Pace towards finalizing the details of the next new gTLD application round is picking up, with a group of policy-makers close to overcoming some of the ICANN board’s concerns about the program.
A so-called “small team” of GNSO members, aided by a couple of ICANN directors, have drafted a set of recommendations aimed at helping the board approve the 38 community recommendations it has not yet adopted.
The board approved 98 new gTLD “Subsequent Procedures” policy recommendations in March, but was hesitant on issues such as the proposed registry back-end evaluation program, round-based applications, and content policing.
The board had raised the specter of a first-come, first-served model for new gTLD applications, something the community roundly rejected during the Policy Development Process for the next rounds.
Directors in the small group have since clarified that they’re really looking for a “steady state” application process, that may or may not involve FCFS, in order to make planning, hiring and software development more predictable.
There seems to be no question of the next application opportunity being anything other than a round-based process.

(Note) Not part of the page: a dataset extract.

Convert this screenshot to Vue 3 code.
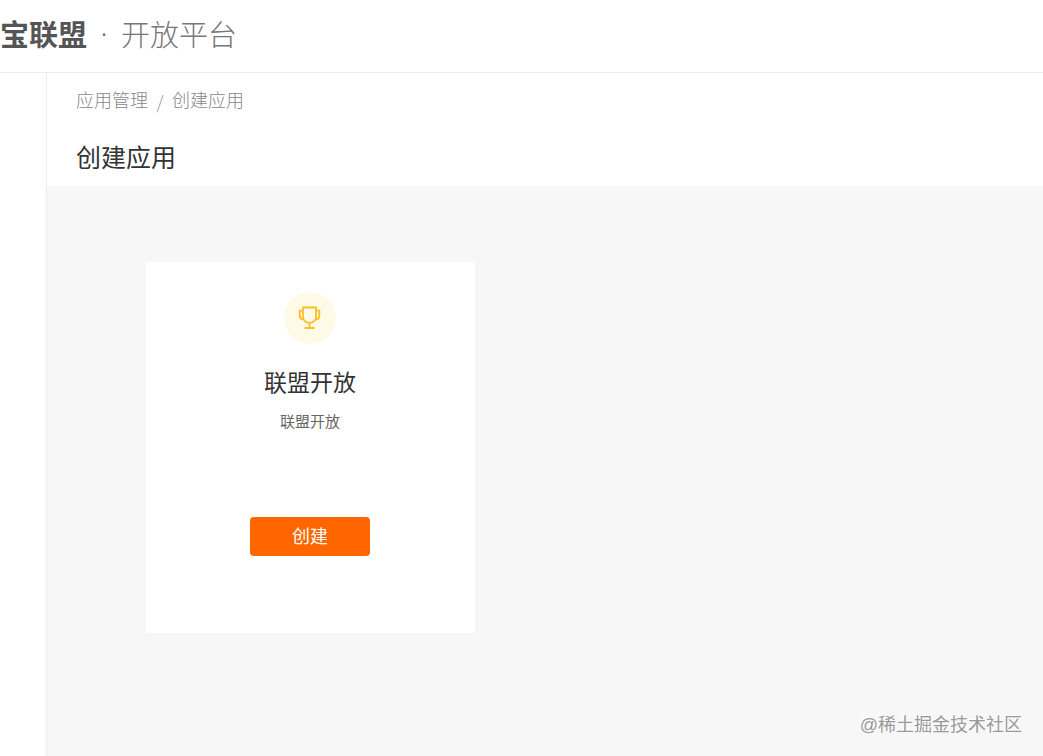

Nevertheless, it’s now possible that the GNSO may throw the board a bone by suggesting a PDP that would look into how the new gTLD program could operate in a “steady state” over the long term.
Content policing is another issue that has caused the board pause.
SubPro and the GNSO have recommended that registries be able to add Registry Voluntary Commitments — promises to ban certain types of content from their zone, for example — to their ICANN contracts.
But the board is worried that this may break its 2016 bylaws, which demand ICANN not get involved in content policing, even though the similar Public Interest Commitments from the 2012 round are enforceable.
The GNSO and board currently seem to be leaning towards a bylaws amendment to address RVCs, but it will be a bit of a tightrope, language-wise, to keep ICANN on its ostensibly technical mandate.
The small group has met nine times since late March to try and resolve these and other board concerns ahead of the mid-year ICANN 77 meeting in Washington DC, which starts June 12.
There’s a pretty aggressive schedule of meetings between now and then, with a bilateral between GNSO and board May 22. The board should have the GNSO’s response to its roadblocks by DC, which should allow it to start chipping away at some of the 38 unadopted recommendations.